Tuesday, March 08, 2011

ToxBank: a data warehouse for (computational) toxicology

Last week I was in sunny Cascais, and in three days experienced -23oC and +18oC. The reason I was there was the kick-off meeting of the EU FP7 cluster SEURAT, which includes 'our' ToxBank project.

Data types we will host include many different types, including my favorite metabolomics. Don't ask me what this will practically mean, but some keywords we already know include RDF, OpenTox, and ToxML. With metabolomics, I hope to squeeze in metabolomics.

And that data warehousing for metabolomics is important was only recently shown be the retraction (via RetractionWatch) of  this Nature paper (doi:10.1038/nature03356). The reason was that it critically depended on conclusions from another retracted paper (doi:10.1021/jf021166h), from J. Agric. Food Chem. in 2009.

In this paper, they identified ten chemicals from arabidopsis: butanoic acid; trans-cinnamic acid; o-coumaric acid; p-coumaric acid; ferulic acid; p-hydroxybenzamide; methyl p-hydroxybenzoate; 3-indolepropanoic acid; syringic acid; and, vanillic acid. I hope I have the links to Wikipedia correct, as this was based on names only, as the paper does not seem to list InChIs or even SMILESes. The ten chemical were identified with HPLC and NMR. No experimental data seems to be given.
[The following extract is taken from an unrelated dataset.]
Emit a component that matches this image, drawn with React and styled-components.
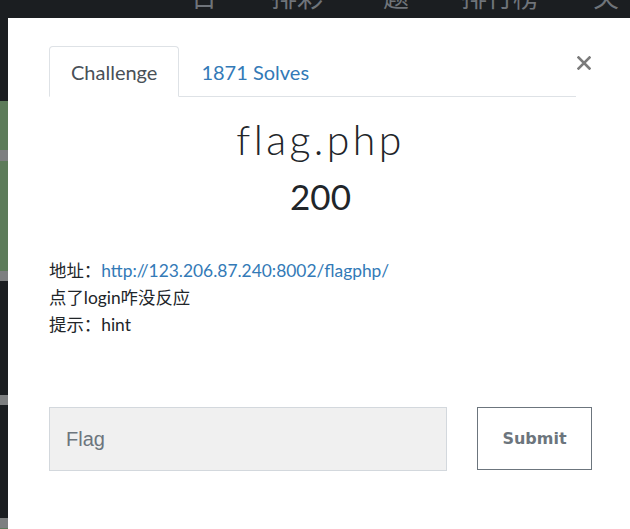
import React from 'react';
import styled, { createGlobalStyle } from 'styled-components';

const GlobalStyle = createGlobalStyle`
    html, body {
        margin: 0;
        padding: 0;
        height: 100%;
        overflow: hidden;
        background: #1b1e21;
    }
    #root {
        height: 100%;
    }
`;

const Page = styled.div`
    height: 100vh;
    display: flex;
    flex-direction: column;
    background: #1b1e21;
`;

const TopNav = styled.div`
    height: 18px;
    flex: none;
    display: flex;
    overflow: hidden;
    font-family: 'Noto Sans CJK SC', sans-serif;
    font-size: 26px;
    color: #6f747a;
    line-height: 1;
`;

const NavItem = styled.span`
    margin-top: -17px;
    margin-left: ${(props) => props.gap}px;
    white-space: nowrap;
`;

const Side = styled.div`
    width: 8px;
    flex: 1;
    display: flex;
    flex-direction: column;
`;

const Band = styled.div`
    height: ${(props) => props.h}px;
    flex: ${(props) => (props.grow ? 1 : 'none')};
    background: ${(props) => props.color};
`;

const Modal = styled.div`
    position: fixed;
    left: 8px;
    top: 18px;
    width: 624px;
    bottom: 0;
    background: #fff;
    box-sizing: border-box;
    padding: 28px 40px 0 41px;
    font-family: Lato, 'Noto Sans CJK SC', sans-serif;
    color: #212529;
`;

const Header = styled.div`
    display: flex;
    align-items: flex-start;
`;

const Tabs = styled.div`
    flex: 1;
    display: flex;
    border-bottom: 1px solid #dee2e6;
`;

const Tab = styled.div`
    height: 51px;
    box-sizing: border-box;
    padding: 0 21px;
    display: flex;
    align-items: center;
    font-size: 20px;
    margin-bottom: -1px;
    border: 1px solid ${(props) => (props.active ? '#dee2e6' : 'transparent')};
    border-bottom-color: ${(props) => (props.active ? '#fff' : 'transparent')};
    border-radius: 4px 4px 0 0;
    background: ${(props) => (props.active ? '#fff' : 'transparent')};
    color: ${(props) => (props.active ? '#495057' : '#337ab7')};
`;

const Close = styled.button`
    width: 16px;
    height: 16px;
    margin-top: 9px;
    padding: 0;
    border: 0;
    background: none;
    display: flex;
    align-items: center;
    justify-content: center;
`;

const Title = styled.h1`
    margin: 19px 0 0;
    text-align: center;
    font-size: 41px;
    line-height: 48px;
    font-weight: 300;
    letter-spacing: 3.4px;
    color: #212529;
`;

const Points = styled.h2`
    margin: 11px 0 0;
    text-align: center;
    font-size: 35px;
    line-height: 42px;
    font-weight: 400;
    color: #212529;
`;

const Description = styled.div`
    margin-top: 40px;
    font-size: 17.4px;
    line-height: 27px;
    color: #212529;
`;

const Line = styled.div``;

const Link = styled.a`
    color: #337ab7;
    text-decoration: none;
`;

const SubmitRow = styled.div`
    margin-top: 69px;
    display: flex;
    gap: 30px;
`;

const FlagInput = styled.input`
    flex: 1;
    min-width: 0;
    height: 64px;
    box-sizing: border-box;
    background: #f0f0f0;
    border: 1px solid #d3d8dd;
    padding: 0 16px;
    font-family: 'Liberation Sans', Arial, sans-serif;
    font-size: 20px;
    color: #495057;
    outline: none;
    &::placeholder {
        color: #6c757d;
    }
`;

const SubmitButton = styled.button`
    width: 115px;
    height: 63px;
    box-sizing: border-box;
    background: #fff;
    border: 1px solid #6c757d;
    font-family: 'DejaVu Sans', sans-serif;
    font-weight: bold;
    font-size: 16px;
    color: #6c757d;
`;

const CloseIcon = () => (
    <svg width="14" height="14" viewBox="0 0 14 14">
        <path d="M1.5 1.5 L12.5 12.5 M12.5 1.5 L1.5 12.5" stroke="#7b7b7b" strokeWidth="2.6" strokeLinecap="square" />
    </svg>
);

const bands = [
    { h: 83, color: '#1b1e21' },
    { h: 49, color: '#5d7b5a' },
    { h: 11, color: '#7d7f80' },
    { h: 110, color: '#5d7b5a' },
    { h: 10, color: '#7d7f80' },
    { h: 114, color: '#1b1e21' },
    { h: 10, color: '#7d7f80' },
    { h: 113, color: '#1b1e21' },
    { h: 10, color: '#7d7f80' },
    { h: 0, color: '#5d7b5a', grow: true },
];

const navItems = [
    { label: '日', gap: 191 },
    { label: '排彩', gap: 54 },
    { label: '题', gap: 60 },
    { label: '排行榜', gap: 52 },
    { label: '关', gap: 54 },
];

const App = () => (
    <>
        <GlobalStyle />
        <Page>
            <TopNav>
                {navItems.map((n) => (
                    <NavItem key={n.label} gap={n.gap}>{n.label}</NavItem>
                ))}
            </TopNav>
            <Side>
                {bands.map((b, i) => (
                    <Band key={i} h={b.h} color={b.color} grow={b.grow} />
                ))}
            </Side>
        </Page>
        <Modal>
            <Header>
                <Tabs>
                    <Tab active>Challenge</Tab>
                    <Tab>1871 Solves</Tab>
                </Tabs>
                <Close aria-label="Close">
                    <CloseIcon />
                </Close>
            </Header>
            <Title>flag.php</Title>
            <Points>200</Points>
            <Description>
                <Line>
                    地址：<Link href="#">http://123.206.87.240:8002/flagphp/</Link>
                </Line>
                <Line>点了login咋没反应</Line>
                <Line>提示：hint</Line>
            </Description>
            <SubmitRow>
                <FlagInput placeholder="Flag" />
                <SubmitButton>Submit</SubmitButton>
            </SubmitRow>
        </Modal>
    </>
);

export default App;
What NMR data did they base the identification on? I have seen pretty interesting assignments of chemical identity in GC/MS and LC/MS, so was quite disappointed to not see the gory details here.

But fortunately, I could look at the raw data. Yeah, sure! Dream on.

In fact, it seems the characterizations of the 10 chemicals was challenged, causing the authors to look again at their data. Unfortunately, they could not find experimental data anymore. The authors write in the retraction:
    We have been unable to find experimental data that document the actual isolation of butanoic acid, trans-cinnamic acid, ...
Now, readers of my blog I care about raw data (see McPrinciple #1). For example, it was a key feature of our MetWare project. It is not entirely clear to me that they could no longer find the raw data, or whether they were no longer able to correlate their extracted characteristics with the know NMR for those ten compounds. This only strengthens the importance of NMR databases in metabolite identification, something Christoph would only agree with.

I am not sure we will see the bottom of this, and see if the authors could have prevented this retraction. However, I do believe the paper was flawed in the first place: it did not give experimental detail allowing the referees to judge the metabolite identification. The referees failed, as the apparently did not find this aspect important enough to have this data in the paper. And, the journal failed clearly, by not having a good editorial requirement in place around availability of data. This is not specific to this retracted paper, nor of this journal. It's pretty much the community standard, despite many calling for years for better standards, e.g. via minimal reporting standards.

Well, maybe journal editors will soon wake up, and make availability of experimental data in papers of this kind (and any type, IMHO) a community standard, and strong standard, such strong that referees can reject papers of papers do not provide this minimal information.

Why? It would have saved a lot of people from doing the wrong thing. The original paper was cited 54 times (according to WoS) and the Nature paper 52 times (up one since the RetractionWatch post). We're bound to see a few more retractions as a result of this, I guess.

So, where I failed to get MetWare going within the Netherlands Metabolomics Center, let's hope ToxBank does better. But given the list of ToxBank partners, I have no doubt about that.

ResearchBlogging.orgBais, H., Prithiviraj, B., Jha, A., Ausubel, F., & Vivanco, J. (2005). Mediation of pathogen resistance by exudation of antimicrobials from roots Nature, 434 (7030), 217-221 DOI: 10.1038/nature03356

ResearchBlogging.orgWalker, T., Bais, H., Halligan, K., Stermitz, F., & Vivanco, J. (2003). Metabolic Profiling of Root Exudates of Arabidopsis thaliana, Journal of Agricultural and Food Chemistry, 51 (9), 2548-2554 DOI: 10.1021/jf021166h

1 comment:

  1. Egon, Good and important commentary on organisation and availability of data including raw data to ensure scientific evaluation and reproducibility. We will indeed give close attention to this issue on ToxBank.